“Laughter has no accent.” – Byron Kerr (me – Jan 1998)
That stemmed from an incident in the Gambia. I piled into a taxi with seven locals, and this was a regular, five seater-max car. It was however the day before the end of Ramadan – add Christmas, New Years and Easter together after not eating during the daylight hours for a month and it’s a pretty big deal anywhere with more than four Muslims. People all over the place were desperate to get back to their loved ones, whereas I just wanted to head on towards my next town. I knew I’d be in the next town for at least 3 days as the celebrations and feasts carried on unabated and everything else ground to a necessary halt. Into this taxi we stuffed ourselves, our backpacks and luggage (and chickens) strapped to the roof or wedged in the trunk.
Our driver proved nimble and wily, opting for longer, less travelled short-cuts to avoid the police who used this day as their day to get that last few ‘dashes’ (bribes) from unscrupulous public transportation people looking to make an extra buck. The driver’s theory was sound, take the round-a-bout backdoor route out of town, skip the checkpoints and hit the highway flying.

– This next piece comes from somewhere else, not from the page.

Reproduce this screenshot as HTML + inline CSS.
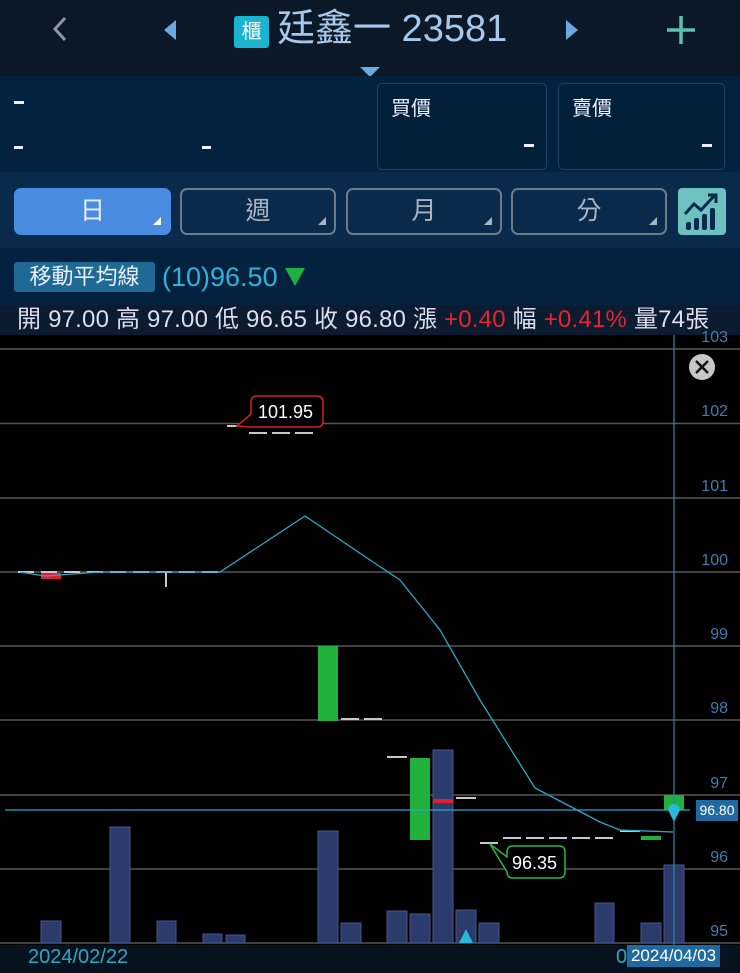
<!DOCTYPE html>
<html><head><meta charset="utf-8"><style>
*{margin:0;padding:0;box-sizing:border-box}
body{width:740px;height:973px;overflow:hidden;background:#000;font-family:"Liberation Sans","Noto Sans CJK TC",sans-serif;position:relative}
.a{position:absolute}
.top{left:0;top:0;width:740px;height:76px;background:#0b1828}
.info{left:0;top:76px;width:740px;height:96px;background:#03223f}
.box{border:1.5px solid #1d4468;border-radius:5px;top:83px;height:87px;background:#022039}
.btnrow{left:0;top:172px;width:740px;height:76px;background:#0a2a4c}
.btn{top:188px;height:47px;border:2px solid #6c7b8c;border-radius:7px;color:#aab4c0;font-size:25px;text-align:center;line-height:43px}
.tri{position:absolute;right:8px;bottom:8px;width:0;height:0;border-left:8px solid transparent;border-bottom:8px solid #aab4c0}
.ma{left:0;top:248px;width:740px;height:57px;background:#04223f}
.ohlc{left:0;top:305px;width:740px;height:30px;background:#0b1c30;color:#dde;font-size:24px;line-height:30px;padding-left:17px;white-space:nowrap;letter-spacing:0.2px}
.r{color:#e8242c}
.yl{color:#3c7eb0;font-size:16px;right:12px}
.bottom{left:0;top:945px;width:740px;height:28px;background:#06131f}
</style></head><body>
<div class="a top"></div>
<svg class="a" style="left:50px;top:16px" width="20" height="26"><path d="M15 2 L5 13 L15 24" stroke="#8a96a4" stroke-width="3" fill="none"/></svg>
<svg class="a" style="left:160px;top:18px" width="20" height="24"><path d="M16 2 L4 12 L16 22Z" fill="#6aaae0"/></svg>
<svg class="a" style="left:562px;top:18px" width="20" height="24"><path d="M4 2 L16 12 L4 22Z" fill="#6aaae0"/></svg>
<svg class="a" style="left:665px;top:14px" width="32" height="32"><path d="M16 2V30M2 16H30" stroke="#5ec0b0" stroke-width="3.5"/></svg>
<div class="a" style="left:234px;top:16px;width:35px;height:32px;background:#18b4d0;border-radius:3px;color:#fff;font-size:20px;text-align:center;line-height:32px">櫃</div>
<div class="a" style="left:277px;top:6px;color:#a8c8ea;font-size:38px;line-height:46px;white-space:nowrap">廷鑫一 23581</div>
<svg class="a" style="left:359px;top:66px" width="22" height="12"><path d="M1 1H21L11 11Z" fill="#6aaae0"/></svg>
<div class="a info"></div>
<div class="a" style="left:14px;top:101px;width:10px;height:3px;background:#eef"></div>
<div class="a" style="left:14px;top:146px;width:9px;height:3px;background:#eef"></div>
<div class="a" style="left:202px;top:146px;width:9px;height:3px;background:#eef"></div>
<div class="a box" style="left:377px;width:170px"><div class="a" style="left:13px;top:8px;color:#eef;font-size:20px">買價</div><div class="a" style="right:12px;top:60px;width:10px;height:3px;background:#eef"></div></div>
<div class="a box" style="left:558px;width:167px"><div class="a" style="left:13px;top:8px;color:#eef;font-size:20px">賣價</div><div class="a" style="right:12px;top:60px;width:10px;height:3px;background:#eef"></div></div>
<div class="a btnrow"></div>
<div class="a btn" style="left:14px;width:157px;background:#4a8de0;border-color:#4a8de0;color:#e8f0ff">日<span class="tri" style="border-bottom-color:#fff"></span></div>
<div class="a btn" style="left:180px;width:156px">週<span class="tri"></span></div>
<div class="a btn" style="left:346px;width:156px">月<span class="tri"></span></div>
<div class="a btn" style="left:511px;width:156px">分<span class="tri"></span></div>
<div class="a" style="left:678px;top:188px;width:48px;height:47px;background:#6dc2c0;border-radius:4px"></div>
<svg class="a" style="left:680px;top:190px" width="44" height="44"><g fill="#0a2a4c"><rect x="6" y="32" width="5" height="8" rx="2"/><rect x="14" y="28" width="5" height="12" rx="2"/><rect x="22" y="24" width="5" height="16" rx="2"/><rect x="30" y="18" width="5" height="22" rx="2"/></g><path d="M5 24 L14 14 L21 20 L34 6" stroke="#0a2a4c" stroke-width="3" fill="none"/><path d="M28 5H36V13" stroke="#0a2a4c" stroke-width="3" fill="none"/></svg>
<div class="a ma"></div>
<div class="a" style="left:14px;top:262px;width:141px;height:30px;background:#1f6a94;border-radius:3px;color:#e8f0ff;font-size:22px;line-height:30px;text-align:center">移動平均線</div>
<div class="a" style="left:162px;top:260px;color:#2fb2d8;font-size:27px;line-height:34px">(10)96.50</div>
<svg class="a" style="left:284px;top:267px" width="22" height="20"><path d="M1 1H21L11 19Z" fill="#20b040"/></svg>
<div class="a ohlc">開 97.00 高 97.00 低 96.65 收 96.80 漲 <span class="r">+0.40</span> 幅 <span class="r">+0.41%</span> 量74張</div>
<svg class="a" style="left:0;top:0" width="740" height="973">
<g stroke="#555" stroke-width="1.5">
<line x1="0" y1="349" x2="740" y2="349"/><line x1="0" y1="423.5" x2="740" y2="423.5"/><line x1="0" y1="498" x2="740" y2="498"/><line x1="0" y1="572" x2="740" y2="572"/><line x1="0" y1="646" x2="740" y2="646"/><line x1="0" y1="720" x2="740" y2="720"/><line x1="0" y1="795" x2="740" y2="795"/><line x1="0" y1="869" x2="740" y2="869"/><line x1="0" y1="943" x2="740" y2="943"/>
</g>
<g fill="#2b3b6c" stroke="#46568a" stroke-width="1">
<rect x="41" y="921" width="20" height="22"/><rect x="110" y="827" width="20" height="116"/><rect x="157" y="921" width="19" height="22"/><rect x="203" y="934" width="19" height="9"/><rect x="226" y="935" width="19" height="8"/><rect x="318" y="831" width="20" height="112"/><rect x="341" y="923" width="20" height="20"/><rect x="387" y="911" width="20" height="32"/><rect x="410" y="914" width="20" height="29"/><rect x="433" y="750" width="20" height="193"/><rect x="456" y="910" width="20" height="33"/><rect x="479" y="923" width="20" height="20"/><rect x="595" y="903" width="19" height="40"/><rect x="641" y="923" width="20" height="20"/><rect x="664" y="865" width="20" height="78"/>
</g>
<g stroke="#c8c8c8" stroke-width="2">
<line x1="18" y1="572" x2="220" y2="572" stroke-dasharray="16,7"/>
<line x1="166" y1="572" x2="166" y2="587"/>
<line x1="227" y1="426" x2="237" y2="426"/>
<line x1="249" y1="433" x2="315" y2="433" stroke-dasharray="18,5"/>
<line x1="341" y1="719" x2="385" y2="719" stroke-dasharray="18,5"/>
<line x1="387" y1="757" x2="407" y2="757"/>
<line x1="456" y1="798" x2="476" y2="798"/>
<line x1="480" y1="843" x2="498" y2="843"/>
<line x1="503" y1="838" x2="615" y2="838" stroke-dasharray="18,5"/>
<line x1="620" y1="831" x2="640" y2="831"/>
</g>
<rect x="41" y="573" width="20" height="6" fill="#e02030"/>
<rect x="433" y="799" width="20" height="4" fill="#e02030"/>
<rect x="318" y="646" width="20" height="75" fill="#22b03c"/>
<rect x="410" y="758" width="20" height="82" fill="#22b03c"/>
<rect x="641" y="836" width="20" height="4" fill="#22b03c"/>
<rect x="664" y="795" width="20" height="15" fill="#22b03c"/>
<polyline points="20,572 45,576 100,572 220,572 305,516 370,560 400,580 440,630 480,700 535,788 600,822 620,830 673,832" fill="none" stroke="#2aa8c8" stroke-width="1.3"/>
<line x1="5" y1="810" x2="690" y2="810" stroke="#2aa8c8" stroke-width="1.2"/>
<line x1="674" y1="335" x2="674" y2="945" stroke="#2a8aa8" stroke-width="1.2"/>
<path d="M668 810 A6 6 0 1 1 680 810 L674 822Z" fill="#2ab8d8"/>
<path d="M459 943 L466 929 L473 943Z" fill="#2ab8d8"/>
<path d="M237 426 L251 414 L251 402 Q251 396 257 396 L317 396 Q323 396 323 402 L323 421 Q323 427 317 427 L251 427Z" fill="#000" stroke="#d0202a" stroke-width="1.5"/>
<text x="258" y="418" fill="#fff" font-size="18" font-family="Liberation Sans">101.95</text>
<path d="M490 844 L507 857 L507 852 Q507 846 513 846 L559 846 Q565 846 565 852 L565 872 Q565 878 559 878 L513 878 Q507 878 507 872Z" fill="#000" stroke="#2ab83c" stroke-width="1.5"/>
<text x="512" y="869" fill="#fff" font-size="18" font-family="Liberation Sans">96.35</text>
<circle cx="702" cy="367" r="13" fill="#c8c8c8"/>
<path d="M696 361 L708 373 M708 361 L696 373" stroke="#111" stroke-width="2.5"/>
</svg>
<div class="a yl" style="top:329px">103</div>
<div class="a yl" style="top:403px">102</div>
<div class="a yl" style="top:478px">101</div>
<div class="a yl" style="top:552px">100</div>
<div class="a yl" style="top:626px">99</div>
<div class="a yl" style="top:700px">98</div>
<div class="a yl" style="top:775px">97</div>
<div class="a yl" style="top:849px">96</div>
<div class="a yl" style="top:923px">95</div>
<div class="a" style="left:696px;top:800px;width:42px;height:21px;background:#1f6aa0;color:#fff;font-size:14px;line-height:21px;text-align:center">96.80</div>
<div class="a bottom"></div>
<div class="a" style="left:28px;top:946px;color:#2aa8c8;font-size:20px">2024/02/22</div>
<div class="a" style="left:616px;top:946px;color:#2aa8c8;font-size:20px">0</div>
<div class="a" style="left:627px;top:945px;width:93px;height:22px;background:#1f6aa0;color:#fff;font-size:17px;line-height:22px;text-align:center">2024/04/03</div>
</body></html>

Only one problem, in a small town, covering the ‘other’ escape route isn’t exactly difficult and sure enough, as our driver pulled over, rolled down the window and offered up the dash for an overpacked vehicle, the wise African elder wedged beside me (or perched on my lap) quipped,
“Sometimes… when you avoid the lion… you find the tiger.”

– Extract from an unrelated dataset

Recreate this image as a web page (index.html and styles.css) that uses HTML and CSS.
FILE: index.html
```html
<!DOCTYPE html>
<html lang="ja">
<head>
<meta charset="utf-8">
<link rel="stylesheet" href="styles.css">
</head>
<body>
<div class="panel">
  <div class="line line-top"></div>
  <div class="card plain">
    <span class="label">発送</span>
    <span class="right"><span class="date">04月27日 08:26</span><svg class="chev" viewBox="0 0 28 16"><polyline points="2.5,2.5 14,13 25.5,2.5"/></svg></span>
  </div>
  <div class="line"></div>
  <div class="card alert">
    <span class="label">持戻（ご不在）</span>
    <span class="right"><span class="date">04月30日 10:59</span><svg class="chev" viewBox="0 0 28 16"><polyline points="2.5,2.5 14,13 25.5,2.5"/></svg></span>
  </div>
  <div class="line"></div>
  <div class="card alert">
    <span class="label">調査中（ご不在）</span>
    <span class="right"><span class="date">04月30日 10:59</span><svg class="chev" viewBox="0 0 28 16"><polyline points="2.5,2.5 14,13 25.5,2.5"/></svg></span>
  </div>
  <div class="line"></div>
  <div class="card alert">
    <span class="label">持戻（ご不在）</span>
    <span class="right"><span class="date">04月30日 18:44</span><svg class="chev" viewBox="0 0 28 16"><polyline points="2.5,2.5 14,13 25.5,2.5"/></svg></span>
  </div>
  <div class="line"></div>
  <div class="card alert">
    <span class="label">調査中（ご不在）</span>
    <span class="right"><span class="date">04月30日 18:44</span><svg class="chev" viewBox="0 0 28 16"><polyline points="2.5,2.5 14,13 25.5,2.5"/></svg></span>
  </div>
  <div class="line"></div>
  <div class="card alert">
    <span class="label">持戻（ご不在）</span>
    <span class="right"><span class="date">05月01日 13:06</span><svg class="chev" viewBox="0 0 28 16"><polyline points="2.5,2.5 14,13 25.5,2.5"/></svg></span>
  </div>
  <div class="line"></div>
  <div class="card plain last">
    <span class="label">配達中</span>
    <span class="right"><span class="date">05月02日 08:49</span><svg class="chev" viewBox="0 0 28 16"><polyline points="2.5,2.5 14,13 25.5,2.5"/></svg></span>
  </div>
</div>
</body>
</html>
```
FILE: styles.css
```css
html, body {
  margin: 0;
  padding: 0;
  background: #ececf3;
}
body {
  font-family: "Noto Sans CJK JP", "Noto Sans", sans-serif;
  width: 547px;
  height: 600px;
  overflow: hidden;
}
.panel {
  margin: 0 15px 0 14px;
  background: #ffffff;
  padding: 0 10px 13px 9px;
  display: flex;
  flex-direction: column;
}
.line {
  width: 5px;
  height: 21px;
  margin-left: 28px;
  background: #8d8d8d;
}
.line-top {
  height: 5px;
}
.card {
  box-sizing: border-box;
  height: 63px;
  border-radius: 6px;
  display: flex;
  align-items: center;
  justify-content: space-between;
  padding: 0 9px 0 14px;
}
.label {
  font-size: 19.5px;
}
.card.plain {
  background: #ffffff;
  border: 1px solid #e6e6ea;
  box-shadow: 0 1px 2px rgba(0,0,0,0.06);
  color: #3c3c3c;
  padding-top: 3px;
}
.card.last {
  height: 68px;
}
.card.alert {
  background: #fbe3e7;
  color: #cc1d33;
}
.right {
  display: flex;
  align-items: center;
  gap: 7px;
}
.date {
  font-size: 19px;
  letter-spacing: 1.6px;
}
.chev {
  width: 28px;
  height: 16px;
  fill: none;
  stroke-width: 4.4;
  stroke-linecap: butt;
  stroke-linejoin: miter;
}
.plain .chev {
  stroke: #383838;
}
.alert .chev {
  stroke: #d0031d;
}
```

The entire taxi laughed, so did the police officer and I realized in that moment that laughter truly has no accent. As the infectious, spontaneous humour of the situation washed over us, there was no way to tell where the people who were laughing were from, in that car was one Canadian, and then Gambians and Senegalese of various tribes, but we all shared our laughter.

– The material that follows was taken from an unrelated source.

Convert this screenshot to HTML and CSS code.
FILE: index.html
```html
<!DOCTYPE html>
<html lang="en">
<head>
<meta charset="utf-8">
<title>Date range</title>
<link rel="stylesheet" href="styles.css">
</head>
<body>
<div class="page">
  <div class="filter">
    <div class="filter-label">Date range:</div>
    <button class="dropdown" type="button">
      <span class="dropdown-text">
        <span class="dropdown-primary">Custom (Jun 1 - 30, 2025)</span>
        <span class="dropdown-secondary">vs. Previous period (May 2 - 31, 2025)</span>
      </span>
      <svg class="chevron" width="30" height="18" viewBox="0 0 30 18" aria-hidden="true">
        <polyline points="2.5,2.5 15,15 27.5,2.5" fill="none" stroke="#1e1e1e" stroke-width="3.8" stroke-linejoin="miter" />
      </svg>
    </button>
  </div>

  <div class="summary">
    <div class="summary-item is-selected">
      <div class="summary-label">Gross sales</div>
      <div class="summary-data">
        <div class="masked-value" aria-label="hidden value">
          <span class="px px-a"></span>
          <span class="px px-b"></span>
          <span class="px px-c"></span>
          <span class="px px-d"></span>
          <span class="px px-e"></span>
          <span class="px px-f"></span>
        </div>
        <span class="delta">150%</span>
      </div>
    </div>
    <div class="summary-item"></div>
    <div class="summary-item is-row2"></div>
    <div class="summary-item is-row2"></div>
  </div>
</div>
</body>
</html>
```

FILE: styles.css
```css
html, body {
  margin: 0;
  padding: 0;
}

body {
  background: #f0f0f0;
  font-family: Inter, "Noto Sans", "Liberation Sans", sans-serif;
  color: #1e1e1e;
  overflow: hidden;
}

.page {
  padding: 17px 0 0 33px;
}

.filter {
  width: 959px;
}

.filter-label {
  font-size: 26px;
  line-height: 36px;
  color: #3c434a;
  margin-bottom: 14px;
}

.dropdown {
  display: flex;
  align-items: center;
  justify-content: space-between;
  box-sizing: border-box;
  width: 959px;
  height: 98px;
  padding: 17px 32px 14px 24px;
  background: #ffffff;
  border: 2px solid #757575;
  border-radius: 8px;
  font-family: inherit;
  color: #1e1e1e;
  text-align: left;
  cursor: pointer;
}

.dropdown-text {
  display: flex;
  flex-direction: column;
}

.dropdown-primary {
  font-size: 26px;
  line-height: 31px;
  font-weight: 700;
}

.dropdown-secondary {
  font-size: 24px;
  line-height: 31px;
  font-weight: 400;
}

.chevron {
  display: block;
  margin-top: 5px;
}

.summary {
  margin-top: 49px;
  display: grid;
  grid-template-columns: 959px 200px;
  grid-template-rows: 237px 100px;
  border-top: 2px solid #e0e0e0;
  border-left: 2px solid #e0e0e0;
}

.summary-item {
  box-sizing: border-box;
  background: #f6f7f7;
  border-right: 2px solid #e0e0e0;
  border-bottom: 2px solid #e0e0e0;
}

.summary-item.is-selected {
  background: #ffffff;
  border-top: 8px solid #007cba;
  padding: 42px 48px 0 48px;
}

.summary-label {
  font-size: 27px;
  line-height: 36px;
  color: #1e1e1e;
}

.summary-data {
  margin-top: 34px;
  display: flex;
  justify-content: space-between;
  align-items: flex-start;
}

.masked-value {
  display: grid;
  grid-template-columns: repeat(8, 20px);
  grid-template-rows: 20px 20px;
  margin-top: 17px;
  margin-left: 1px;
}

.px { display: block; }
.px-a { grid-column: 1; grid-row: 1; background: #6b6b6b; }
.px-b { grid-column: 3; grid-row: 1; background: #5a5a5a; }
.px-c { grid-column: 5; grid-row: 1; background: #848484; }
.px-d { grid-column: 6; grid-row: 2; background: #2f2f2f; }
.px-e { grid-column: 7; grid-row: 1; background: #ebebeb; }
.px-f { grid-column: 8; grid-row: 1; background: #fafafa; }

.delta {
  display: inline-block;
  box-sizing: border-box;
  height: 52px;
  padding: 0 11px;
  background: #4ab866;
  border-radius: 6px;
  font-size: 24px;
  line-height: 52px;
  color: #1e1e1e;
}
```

Last night, this thought returned to me twice in the space of two blocks.
After a very early morning I craved some chocolate and some sleep, I went down to the local uber-corner store because I knew the woman stocks M&Ms and sometimes… comfort food comforts perfectly.
I strolled up the road, passed one of the local restaurants I frequent (where for 30 000 Dong I leave stuffed to bursting) where to my shock the matriarch chef of the establishment sat beside her daughters at a table dining and chatting. Her tiny ‘kitchen’ empty of a chef. I smiled at them in greeting and entered the shop, took an immediate 180 and plunked myself down at her kitchen workstation and mimed being her for a few seconds. She and her daughters giggled with laughter at the sight of me perched upon her tiny toddler stool (they stand about 18 inches off the ground). A shot them a grin and continued up the street.
A block later some girls from one of the coffee houses (which requires a proper post) stood on the sidewalk, posing for pictures as they killed time. The girls ‘drink coffee’ with clients. It’s not a brothel, and they spent much of their time on their phones, and the music is so loud conversation proves implausible but there are coffee shops with coffee girls all over Saigon. Two of the girls leaned over, out into the street, flexing their delicate biceps, cruising up behind them, I simply extended my arm and flexed along with them. This caused the girl taking the photo to stamp her feet and howl with laughter, the flexing girls caught on and I didn’t break my stride.
There was no need, I couldn’t (and didn’t need to) explain the joke.
As I purchased my chocolate fix I realized…
The reason I’m a good teacher and a good traveller is I’m able to make people laugh, put them at ease and either help them learn (when teaching) or let them trust I should be permitted into their country (when travelling).
Because as wise man once said…
“Sometimes, when you try to avoid the lion, you find the tiger.”